Set in 1963, “Brokeback Mountain” takes place in a rural community of Wyoming where people live in extreme poverty. When Ennis (Lucas Hedges) and Jack (Mike Faist) take jobs on the isolated Brokeback Mountain, their lives are changed forever when they make an unexpected emotional and sexual connection. The play is directed by Jonathan Butterell with songs by Dan Gillespie Sells.
Robinson sat down with Brooklyn Magazine to discuss how “Brokeback Mountain” played an important role in his own first relationship 20 years ago. He explains how, despite the progress made for LGBTQ+ people since then, why it’s important to keep telling stories about the closet (because there are plenty of people still in it). The playwright also talks about Proulx’s ongoing support of the adaptation — hints at whether it will be staged in New York.
“Brokeback Mountain” is being called your debut as a playwright, but I’m sure you’ve written before?
It’s the first play I’ve had fully produced, really. Everything else is in various stages of being workshopped. I have a musical called “Fall of ’94,” which is an autobiographical piece about the Susan Smith murders that took place in my hometown of Union, South Carolina. It’s being developed with Alabama Shakespeare. Next year is the 30th anniversary of the tragedy, and we’re hoping it coincides with the world premiere of the musical.
What were the Susan Smith murders?
A woman let her car roll into the lake with her two infant children in the back seat. Then she ran across the street and said, “A Black man abducted my kids and ran off with them.” The whole country went looking for ‘that man’ and her kids. You can imagine the underbelly of racial tension that it brought up in that area of the South. But all of that is in the background [of the play]. In the foreground are these five motley crew children in a backyard, in a back shed, putting on a haunted house that they do every year. This is all true: down the hill from the house was the lake where those kids were underwater for nine days.
Tell me how this staging of “Brokeback Mountain” came about.
I emailed the short story’s author, Annie Proulx, with a treatment. There were other playwrights who had submitted treatments, but she did not like them and turned them all down. At least, this is what I gleaned. She got back within a few hours and said, “This is our guy.” Just after my four-page treatment, which was much harder than writing the first draft, actually. I would much rather just sit down and write the thing than try to write it in a four-page treatment, but it worked,
What does Proulx think of your adaptation now that it’s finished?

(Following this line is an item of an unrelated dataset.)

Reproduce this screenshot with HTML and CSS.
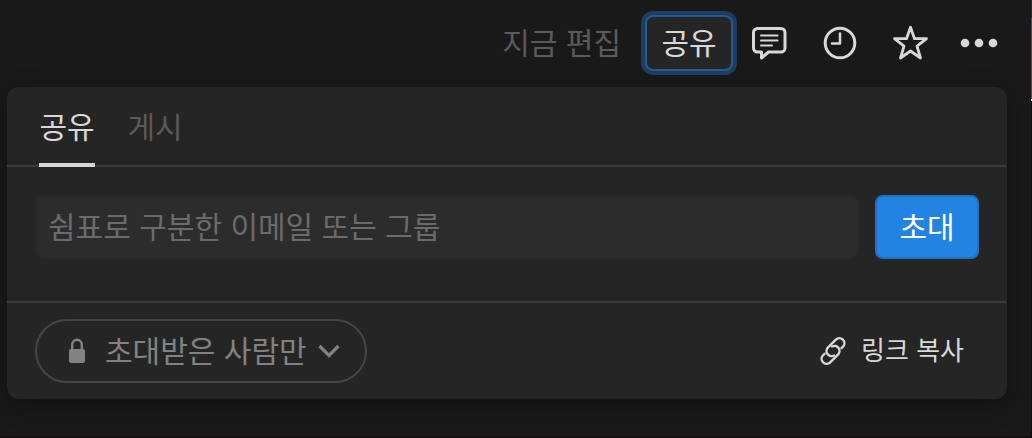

Annie’s been incredibly loyal to it. She’s a wonderful woman and very grateful for this adaptation, I think because we really took it back to her story. She says people try to rewrite the ending as fan fiction. I think that’s because this story is so personal for so many people who have never felt seen. It was and is a cultural phenomenon. “Brokeback Mountain” was certainly the first time I identified with anything as a queer man. I’d never seen a rural gay love story. So it was really the first time I recognized myself, which is why I fell in love with it, tragic as it is.
Did you read the short story in The New Yorker before you saw the movie?

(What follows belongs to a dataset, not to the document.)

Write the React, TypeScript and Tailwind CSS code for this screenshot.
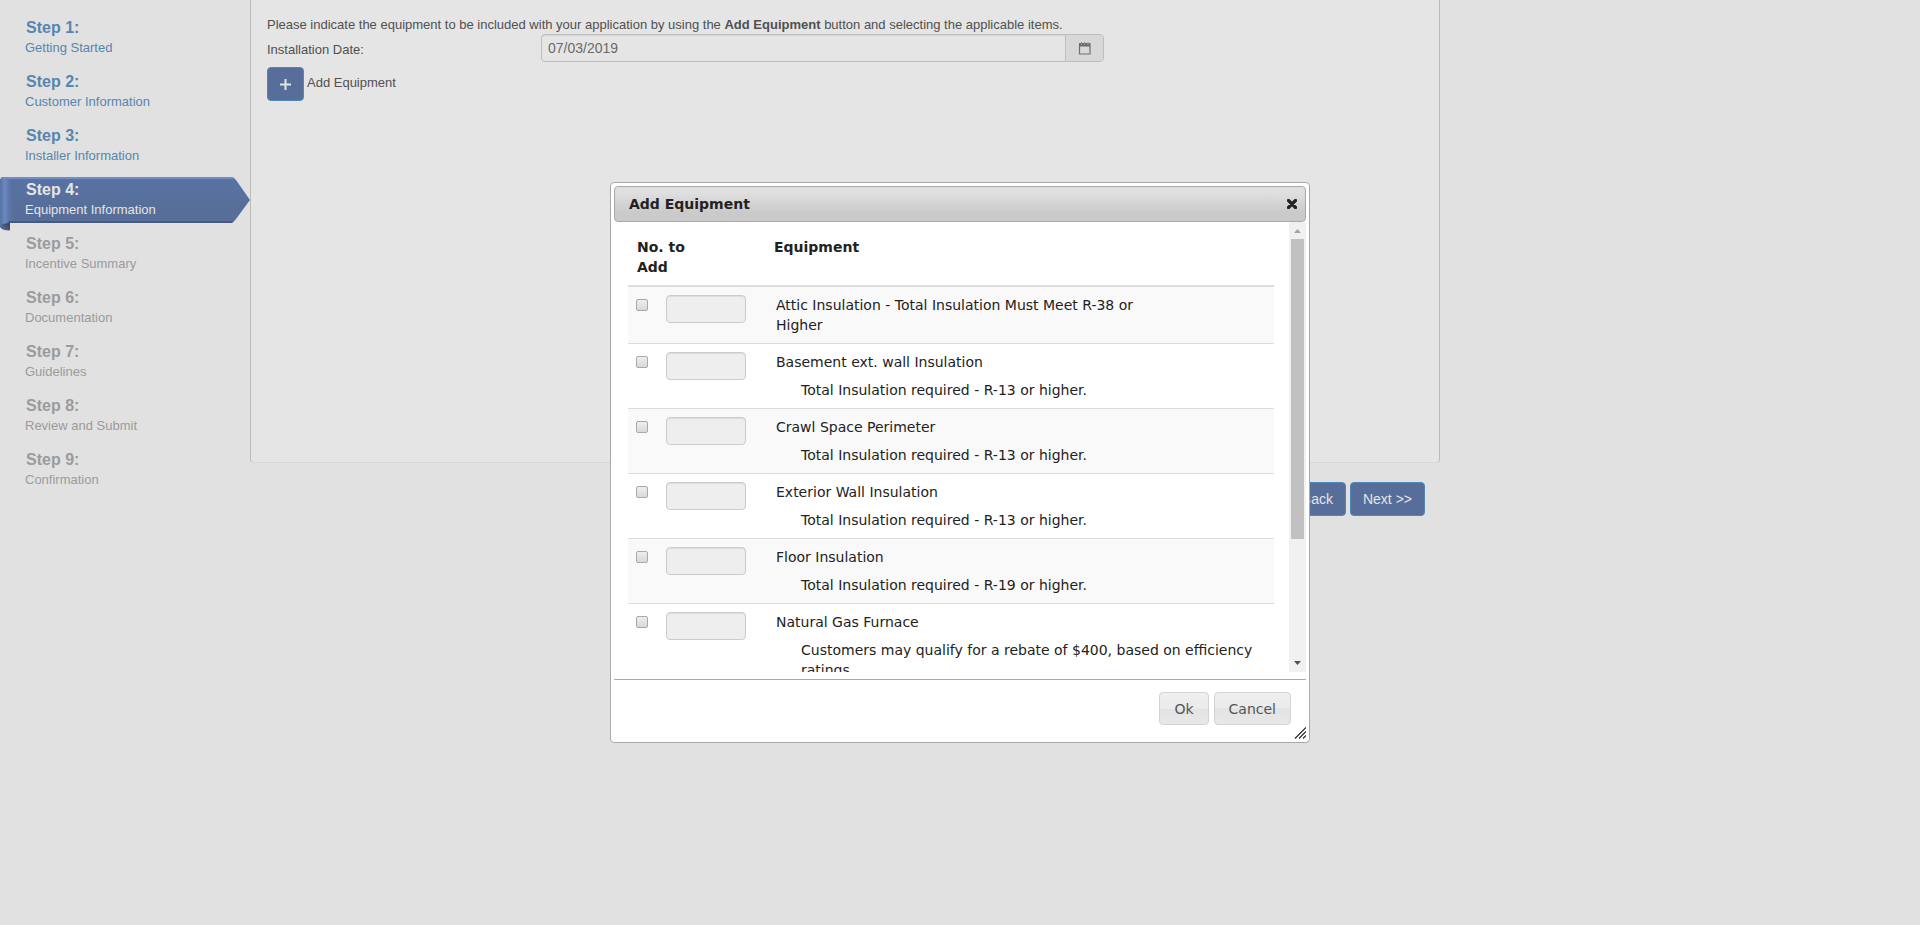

I read it with Joshua Park, my first love [and fellow actor], who I really made this adaptation for. We saw the “Brokeback” movie together in 2005 when I was in Chicago doing “Wicked.” Afterward, we immediately walked across Clark Street to the Borders bookstore, bought the book, went home, and read it out loud to each other.
He died very suddenly in 2015 at the age of 38, almost the exact same age as Jack Twist when he dies in the story. On Josh’s birthday that year, I wondered if I had that old copy of the story from Chicago, and I do … it’s right here. On the first day of rehearsal this year, [the cast] read the story out loud to each other and I thought, “Oh my god, full circle.” It’s all been so serendipitous how it’s come together this way.
You added the device of an older Ennis watching his younger self and Jack make love. Will you tell me about the thought process behind adding it?
That’s a tiny prologue in the book, but he’s not as old as I wrote him. The play is set in 2013 as a memory that unfolds out of older Ennis’s trailer. He still has not freed himself of regret and fear. Without giving away the ending, the older Ennis character resulted in me wanting to write a specific ending, and that’s what made Annie say yes to me writing the project.
Do you know any men like Ennis who live closeted lives?
My god, yes! As we watch everything regressing in our culture, as we watch rights being taken away, as we just watch all this unfolding, we have a generation coming up who think everything is fine and dandy. But I think we have a responsibility to tell these stories. If nothing else for history’s sake, but also to ignore them is bullshit because these stories still exist to this day.
Homophobia is rampant unless you’re in a bubble like New York. We have a responsibility to still tell these stories while also letting people tell stories of what we can be and how far we’ve come. This story tells how far we’ve come. I have seen lives destroyed in the wake of closeted, married gay men. I have seen it in my hometown and heard about it in many other instances. A human being in the closet and having to hide who they are leaves a wake of destruction that’s just immense. Yet the society they’re in will not allow them to come out and keep a job or have any sort of social standing. And it’s still going on all over America.
Progress usually doesn’t come in a big crashing wave — it comes in little waves in different places at different times.
And we’re seeing a backpedaling and regression right now that I hope is just birthing pains. The last administration emboldened the loud, fringe, far-right. They’re the loudest because these voices come out of small, isolated communities, and that’s what we tried to really do with this production, and I think we succeeded. It’s about the isolation and an unstoppable relationship between Ennis and Jack that somehow makes it through all that we were just talking about.
You adapted “Brokeback Mountain” from the short story and recently turned the play “Come Back to the Five and Dime, Jimmy Dean, Jimmy Dean” into a musical. Both of those original texts were adapted into movies, so I’m curious, do you want to see your adaptations made into new movies?
Wouldn’t that be interesting? Especially “Five and Dime.” I think it would be ripe for that and would be an amazing movie musical, as we’ve adapted it. “Brokeback”… you’ve got the film. We’re creating a piece of pure theater with “Brokeback,” which I think some people didn’t quite get. They wanted to come in seeing the film. It is such a cultural iconic thing, and I didn’t know I was being so bold by wanting to adapt this. But heck, you know, it’s off and running, and it’s gonna have its life.
Will you bring “Brokeback” to New York?
We’re exploring many avenues to bring it to New York. There’s lots of interest and conversations happening. And, you know, the right producer and the right theater will find us.